David Copp: Travels and insights in to Romanian wine Winegrowers insights of Romania
Romania: four days, seven wineries, 134 wines, 945 kilometres, David Copp reports on the recent Circle of Wine Writers trip to Romania
Following the fall of communism in the 90s, the Romanian wine industry was keen to shake off its image as a producer of low grade, bulk wine and invested millions of euros in replanting vineyards and replacing outdated machinery with new stainless steel equipment. The project has benefited from substantial EU funding and the country is ready to shout about its quality wine.
Romanian Winegrowers, a group of eight leading Romanian wineries, invited 12 Circle of Wine Writers members to assess the progress of their wines.
Out of the seven wineries we were to visit, only one was familiar, Halewood Romania. It's fair to say that the company has done much to keep Romanian wines in front of British wine drinkers while the industry was re-establishing itself after a difficult political and economic period.
Senior winemaker Lorena Deaconu led us through the company's extensive portfolio of well-made, clean, bright wines which represent tremendous value for money. It was her Theia Chardonnay, however, that caught my attention for the daring and decisive use of partial malolactic fermentation to allow some residual sugar to lift the wine and give it a distinctive fruit flavour. The Hyperion Feteasca Neagra was another outstanding wine and completed a extensive, but excellent tasting session.
Over in the western region of Banat, Recas is championing international varietals with great success. With 800 hectares under vine and annual sales of around 8 million bottles, it is an impressive and well run modern winery. Wine after wine hits the button in terms of taste, quality and price so it is hardly surprising to hear that Recas wines have been well received by the larger supermarket chains that constantly need to be alert to changes in consumer preference, and international currency rates that influence entry level priced wines.
The strong world demand for Pinot Grigio has exhausted Italian stocks and Recas has timed its entry into international markets very well. Its light styled Pinot Noir is smooth, mellow, and easy drinking yet has all the flavours we associate with this grape.
We were also impressed by some of the smaller producers' grit and determination to create boutique style wines at higher price points. Stirbey, based in the Dragasani region, blew us away with their elegant, terroir driven wines. Indigenous varietals are at the forefront of their winemaking, which is led by Austrian winemaker, Oliver Bauer.
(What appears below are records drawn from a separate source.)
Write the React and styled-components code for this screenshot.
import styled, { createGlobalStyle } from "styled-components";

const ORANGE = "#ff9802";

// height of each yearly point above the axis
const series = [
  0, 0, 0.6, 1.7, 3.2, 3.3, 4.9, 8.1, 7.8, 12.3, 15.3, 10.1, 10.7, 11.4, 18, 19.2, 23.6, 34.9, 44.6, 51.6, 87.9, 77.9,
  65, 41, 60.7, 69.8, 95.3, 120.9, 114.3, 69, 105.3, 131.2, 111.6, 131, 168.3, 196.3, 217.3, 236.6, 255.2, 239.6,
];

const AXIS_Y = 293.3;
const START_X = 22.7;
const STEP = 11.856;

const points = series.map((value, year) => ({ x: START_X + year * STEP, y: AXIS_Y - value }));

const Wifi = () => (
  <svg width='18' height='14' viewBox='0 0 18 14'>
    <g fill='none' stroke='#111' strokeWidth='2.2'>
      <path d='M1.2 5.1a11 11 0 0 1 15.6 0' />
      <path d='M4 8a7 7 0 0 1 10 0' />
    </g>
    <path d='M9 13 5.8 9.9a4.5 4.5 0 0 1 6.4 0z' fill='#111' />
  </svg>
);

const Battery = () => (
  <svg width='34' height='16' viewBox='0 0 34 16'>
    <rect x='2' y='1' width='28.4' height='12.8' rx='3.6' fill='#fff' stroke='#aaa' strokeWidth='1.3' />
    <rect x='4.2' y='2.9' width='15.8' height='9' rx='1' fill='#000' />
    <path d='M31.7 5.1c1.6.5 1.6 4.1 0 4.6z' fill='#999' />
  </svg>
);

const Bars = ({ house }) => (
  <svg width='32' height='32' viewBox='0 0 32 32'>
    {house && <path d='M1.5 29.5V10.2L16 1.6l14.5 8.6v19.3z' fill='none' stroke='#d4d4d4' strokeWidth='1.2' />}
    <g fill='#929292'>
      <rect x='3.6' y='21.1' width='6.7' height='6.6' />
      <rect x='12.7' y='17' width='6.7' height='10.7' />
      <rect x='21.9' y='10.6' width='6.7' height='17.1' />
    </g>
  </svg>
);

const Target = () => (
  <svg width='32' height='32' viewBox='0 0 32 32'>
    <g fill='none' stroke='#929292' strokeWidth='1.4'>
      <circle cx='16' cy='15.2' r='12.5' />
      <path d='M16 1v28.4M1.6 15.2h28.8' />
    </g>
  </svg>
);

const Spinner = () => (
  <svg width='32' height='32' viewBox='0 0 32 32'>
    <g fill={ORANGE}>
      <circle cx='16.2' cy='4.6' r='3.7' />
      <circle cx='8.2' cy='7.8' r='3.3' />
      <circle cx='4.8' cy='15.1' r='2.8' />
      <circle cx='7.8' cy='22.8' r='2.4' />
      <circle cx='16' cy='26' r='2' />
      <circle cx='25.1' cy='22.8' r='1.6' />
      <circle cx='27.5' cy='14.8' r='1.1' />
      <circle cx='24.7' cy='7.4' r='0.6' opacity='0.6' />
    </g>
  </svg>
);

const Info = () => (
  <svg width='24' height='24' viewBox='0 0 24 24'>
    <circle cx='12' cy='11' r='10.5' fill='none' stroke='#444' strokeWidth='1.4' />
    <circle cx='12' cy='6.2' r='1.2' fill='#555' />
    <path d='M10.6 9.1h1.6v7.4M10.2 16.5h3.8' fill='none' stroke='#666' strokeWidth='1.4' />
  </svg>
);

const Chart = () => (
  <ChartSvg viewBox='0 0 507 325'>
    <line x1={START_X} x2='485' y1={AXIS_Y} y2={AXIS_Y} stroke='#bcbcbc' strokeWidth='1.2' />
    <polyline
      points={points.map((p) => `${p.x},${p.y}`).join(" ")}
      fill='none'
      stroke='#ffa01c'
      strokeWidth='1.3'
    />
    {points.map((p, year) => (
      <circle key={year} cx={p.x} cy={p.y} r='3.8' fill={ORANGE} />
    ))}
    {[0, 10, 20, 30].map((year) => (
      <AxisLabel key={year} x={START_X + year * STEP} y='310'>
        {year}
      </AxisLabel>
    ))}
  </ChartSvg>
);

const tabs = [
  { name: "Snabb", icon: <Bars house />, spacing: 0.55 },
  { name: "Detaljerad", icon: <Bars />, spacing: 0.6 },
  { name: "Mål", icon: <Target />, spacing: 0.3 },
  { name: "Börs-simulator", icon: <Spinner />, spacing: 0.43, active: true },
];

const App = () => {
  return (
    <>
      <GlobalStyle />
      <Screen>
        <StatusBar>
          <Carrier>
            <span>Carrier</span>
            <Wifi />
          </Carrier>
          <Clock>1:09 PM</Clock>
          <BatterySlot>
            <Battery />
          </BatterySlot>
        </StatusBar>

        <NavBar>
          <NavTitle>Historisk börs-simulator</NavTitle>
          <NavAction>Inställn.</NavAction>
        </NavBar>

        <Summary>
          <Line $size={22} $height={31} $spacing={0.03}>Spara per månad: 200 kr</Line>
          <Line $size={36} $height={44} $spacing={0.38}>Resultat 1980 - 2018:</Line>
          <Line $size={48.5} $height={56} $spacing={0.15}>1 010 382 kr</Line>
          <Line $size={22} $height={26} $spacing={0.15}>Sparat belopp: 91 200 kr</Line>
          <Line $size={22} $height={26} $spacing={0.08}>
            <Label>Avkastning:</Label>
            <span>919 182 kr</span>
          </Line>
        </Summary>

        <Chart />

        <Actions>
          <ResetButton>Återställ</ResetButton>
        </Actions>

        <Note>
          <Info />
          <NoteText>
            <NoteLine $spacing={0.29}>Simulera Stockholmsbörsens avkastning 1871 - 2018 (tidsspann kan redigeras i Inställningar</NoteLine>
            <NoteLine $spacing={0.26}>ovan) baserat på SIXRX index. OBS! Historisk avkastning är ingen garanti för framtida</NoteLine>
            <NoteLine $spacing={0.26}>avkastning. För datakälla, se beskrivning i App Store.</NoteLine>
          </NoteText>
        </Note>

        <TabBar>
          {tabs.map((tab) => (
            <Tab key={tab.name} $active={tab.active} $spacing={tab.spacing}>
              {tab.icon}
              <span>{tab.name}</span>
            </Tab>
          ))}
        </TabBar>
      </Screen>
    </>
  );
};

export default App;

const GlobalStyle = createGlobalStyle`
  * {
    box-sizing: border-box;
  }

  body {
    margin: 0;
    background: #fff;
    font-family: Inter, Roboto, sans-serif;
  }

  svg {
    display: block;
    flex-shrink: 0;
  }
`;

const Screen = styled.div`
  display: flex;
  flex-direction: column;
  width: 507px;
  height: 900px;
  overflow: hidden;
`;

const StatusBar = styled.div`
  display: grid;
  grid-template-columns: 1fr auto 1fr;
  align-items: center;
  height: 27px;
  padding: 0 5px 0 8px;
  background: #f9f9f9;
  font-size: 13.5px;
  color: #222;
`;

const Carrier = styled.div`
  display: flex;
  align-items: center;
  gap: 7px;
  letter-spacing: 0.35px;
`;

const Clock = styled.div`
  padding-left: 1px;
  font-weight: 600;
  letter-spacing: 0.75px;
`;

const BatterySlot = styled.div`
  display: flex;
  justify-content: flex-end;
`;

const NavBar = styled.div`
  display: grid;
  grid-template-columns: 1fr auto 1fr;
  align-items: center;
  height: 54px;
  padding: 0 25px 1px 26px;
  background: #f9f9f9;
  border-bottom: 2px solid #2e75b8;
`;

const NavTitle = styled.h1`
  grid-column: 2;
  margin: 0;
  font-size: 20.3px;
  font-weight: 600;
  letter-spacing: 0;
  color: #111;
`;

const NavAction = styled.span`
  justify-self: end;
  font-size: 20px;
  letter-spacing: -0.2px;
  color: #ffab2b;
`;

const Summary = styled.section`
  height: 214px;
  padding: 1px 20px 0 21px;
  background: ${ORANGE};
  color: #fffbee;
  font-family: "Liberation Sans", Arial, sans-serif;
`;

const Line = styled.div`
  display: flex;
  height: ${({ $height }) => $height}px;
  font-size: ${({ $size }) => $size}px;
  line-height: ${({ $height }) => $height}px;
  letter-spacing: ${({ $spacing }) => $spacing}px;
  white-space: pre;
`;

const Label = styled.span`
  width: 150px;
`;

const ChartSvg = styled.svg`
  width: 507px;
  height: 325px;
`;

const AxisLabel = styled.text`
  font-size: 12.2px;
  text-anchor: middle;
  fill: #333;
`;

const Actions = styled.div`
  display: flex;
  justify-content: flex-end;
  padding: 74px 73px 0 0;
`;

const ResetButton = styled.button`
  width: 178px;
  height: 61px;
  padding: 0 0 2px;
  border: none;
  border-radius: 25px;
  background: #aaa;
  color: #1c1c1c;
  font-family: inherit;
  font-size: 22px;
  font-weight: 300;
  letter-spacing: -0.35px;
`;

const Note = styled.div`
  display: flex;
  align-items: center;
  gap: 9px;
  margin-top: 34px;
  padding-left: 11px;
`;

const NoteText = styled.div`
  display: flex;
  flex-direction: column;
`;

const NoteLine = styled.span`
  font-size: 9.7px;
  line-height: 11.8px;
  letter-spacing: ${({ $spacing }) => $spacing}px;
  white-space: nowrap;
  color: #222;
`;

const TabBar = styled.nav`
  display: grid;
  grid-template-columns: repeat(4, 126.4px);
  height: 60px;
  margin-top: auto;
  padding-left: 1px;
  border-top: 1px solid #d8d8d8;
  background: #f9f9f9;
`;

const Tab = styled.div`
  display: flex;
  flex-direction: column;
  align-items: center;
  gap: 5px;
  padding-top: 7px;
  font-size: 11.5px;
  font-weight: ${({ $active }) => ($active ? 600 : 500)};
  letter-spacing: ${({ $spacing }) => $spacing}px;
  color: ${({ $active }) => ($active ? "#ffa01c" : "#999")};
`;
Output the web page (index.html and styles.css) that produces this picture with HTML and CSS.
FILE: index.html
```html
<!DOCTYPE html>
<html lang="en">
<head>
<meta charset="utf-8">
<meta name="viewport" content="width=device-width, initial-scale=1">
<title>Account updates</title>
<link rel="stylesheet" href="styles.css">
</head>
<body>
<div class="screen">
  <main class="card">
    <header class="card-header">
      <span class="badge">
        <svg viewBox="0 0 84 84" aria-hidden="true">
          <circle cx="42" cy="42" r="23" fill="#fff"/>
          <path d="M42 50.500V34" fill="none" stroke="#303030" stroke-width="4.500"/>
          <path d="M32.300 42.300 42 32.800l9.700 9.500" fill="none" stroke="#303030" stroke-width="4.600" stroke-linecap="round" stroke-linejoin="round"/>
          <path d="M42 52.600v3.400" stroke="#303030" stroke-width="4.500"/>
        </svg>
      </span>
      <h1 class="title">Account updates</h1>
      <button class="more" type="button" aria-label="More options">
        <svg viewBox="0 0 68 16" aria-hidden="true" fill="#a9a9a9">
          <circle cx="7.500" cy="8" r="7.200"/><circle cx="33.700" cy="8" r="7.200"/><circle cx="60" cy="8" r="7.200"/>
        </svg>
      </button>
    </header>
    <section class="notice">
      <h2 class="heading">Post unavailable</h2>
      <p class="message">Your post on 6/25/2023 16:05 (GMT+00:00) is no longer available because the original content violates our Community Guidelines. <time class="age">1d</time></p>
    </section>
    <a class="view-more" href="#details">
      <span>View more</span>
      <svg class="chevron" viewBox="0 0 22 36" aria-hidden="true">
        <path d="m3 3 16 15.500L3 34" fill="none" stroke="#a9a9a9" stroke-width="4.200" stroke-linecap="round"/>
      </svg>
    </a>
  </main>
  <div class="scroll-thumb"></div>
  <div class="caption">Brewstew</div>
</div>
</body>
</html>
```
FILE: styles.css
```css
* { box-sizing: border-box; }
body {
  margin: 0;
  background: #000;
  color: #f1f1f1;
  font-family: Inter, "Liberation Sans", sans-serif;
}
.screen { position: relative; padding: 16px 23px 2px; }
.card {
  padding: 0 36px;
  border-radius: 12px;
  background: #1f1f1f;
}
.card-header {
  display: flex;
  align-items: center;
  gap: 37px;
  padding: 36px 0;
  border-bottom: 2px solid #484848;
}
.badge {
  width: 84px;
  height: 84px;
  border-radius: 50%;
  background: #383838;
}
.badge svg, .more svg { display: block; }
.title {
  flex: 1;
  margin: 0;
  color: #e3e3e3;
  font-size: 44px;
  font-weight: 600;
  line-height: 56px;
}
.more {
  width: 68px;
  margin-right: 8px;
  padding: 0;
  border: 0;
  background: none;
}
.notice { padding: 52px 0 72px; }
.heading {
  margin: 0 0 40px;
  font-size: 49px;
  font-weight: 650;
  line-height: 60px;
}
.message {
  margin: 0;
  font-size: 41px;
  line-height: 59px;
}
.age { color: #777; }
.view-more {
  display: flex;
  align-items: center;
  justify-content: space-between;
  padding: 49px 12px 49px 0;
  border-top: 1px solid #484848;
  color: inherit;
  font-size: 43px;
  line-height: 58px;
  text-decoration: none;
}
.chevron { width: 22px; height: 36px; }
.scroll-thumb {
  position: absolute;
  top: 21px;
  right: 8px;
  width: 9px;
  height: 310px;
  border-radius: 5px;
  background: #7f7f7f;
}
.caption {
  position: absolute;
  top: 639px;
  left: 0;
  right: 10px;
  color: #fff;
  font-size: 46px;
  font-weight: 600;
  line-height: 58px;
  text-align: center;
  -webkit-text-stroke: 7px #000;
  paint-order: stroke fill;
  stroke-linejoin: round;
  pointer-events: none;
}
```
Cramposie and Novac were two grapes I'd certainly never heard of, but the quality of these domestic wines should earn them a well-deserved place on an independent shelf in the UK in the very near future.
One of the industry's rising stars Aurelia Visinescu, is based at Sahateni in the Dealu Mare. Aurelia is a highly qualified oenologist who joined the State Co-Operative and was sent to South Africa and Australia to gain winemaking experience. A born horticulturalist she tends her vines well and makes a range of wines from both indigenous and international varieties which demonstrate her imagination and determination to develop fruit flavour. Her whites are fresh and fruity and her reds more work in progress but she is definitely a winemaker to follow very closely.
S.E.R.V.E is also one to watch. The winery, based in the Dealu Mare, was established by the late Count Guy de Poix who had already been successful as a winemaker in Corsica and was interested in the potential of Romania. Sadly he died prematurely earlier this year and his charming and very able widow Mihaela has taken over leadership of the winery team.
She proudly showed us the results of the count's considerable investment in new plantings and a modernised winery where we tasted the range of wines which included 2007 Cuvée Charlotte, an excellent blend of Feteasca Neagra with Cabernet and Merlot, and the rich and generous Cuvée Alexandru made purely from Cabernet Sauvignon.
The overall impression from this well organised and wide ranging visit was that Romania is at last expressing the potential it has promised for so long. The country is already known for its Cotnari wines and the occasional Pinot Noir but the current resurgence is due to fine vineyards in great locations, well tended and producing healthy grapes processed in modern wineries by skilful, contemporary oenologists.
Even the small wineries we visited and Prince Stirbey in particular, showed that Romanian terroirs can deliver superb wines.
However, the trade would be wise to be cautious. There are many other growers that have not yet got their act together and judging from the state of some vineyards don't look likely to do so soon. The eight wineries we visited are very much ahead of the rest.